Он подал мне письмо. Какой-то немецкий владетельный герцог жаловался, что во время занятия фрейшерлерами его городишка были ими похищены драгоценные вещи и между прочим редкой работы старинный потир, что он находится у бывшего начальника легиона Бленкера, а так как до сведения его светлости дошло, что Бленкер живет в Женеве, то он и просит содействия Фази в отыскании вещей.
– Что скажете? – спросил торжествующим голосом Фази.
– Ничего. Мало ли что бывает в военное время.
– Что же, по-вашему, делать?
– Бросить письмо или написать этому шуту, что вы вовсе не сыщик его в Женеве. Что вам за дело до его посуды? Он должен радоваться, что Бленкер не повесил его, а тут он еще ищет пожитки.
– Вы – преопасный софист, – сказал Фази, – да только вы не подумали, что такие проделки бросают тень на нашу партию… этого так оставить невозможно.

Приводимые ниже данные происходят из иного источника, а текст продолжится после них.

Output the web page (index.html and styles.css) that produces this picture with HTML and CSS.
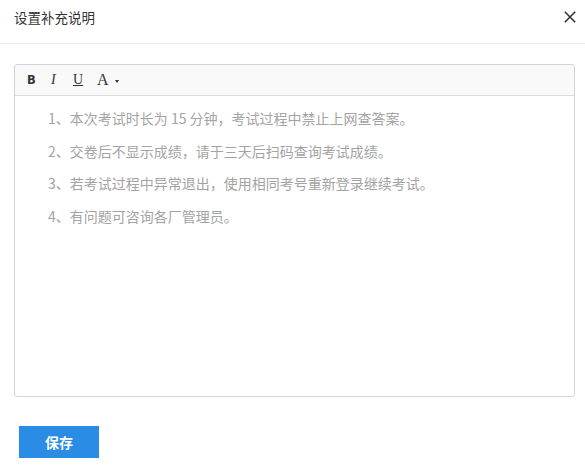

– Не знаю, зачем вы это принимаете к сердцу. Такие ли делаются ужасы на белом свете. Что касается партии и ее чести, вы, пожалуй, опять скажете, что я софист, – подумайте сами, неужели, давши ход этому делу, вы ей сделаете пользу? Оставьте без внимания донос герцога – его примут за клевету; а вот как к слуху о нем прибавят, что вы посылали делать обыск, да еще, на беду, что-нибудь найдут, тогда трудно будет оправдываться Бленкеру и всей партии.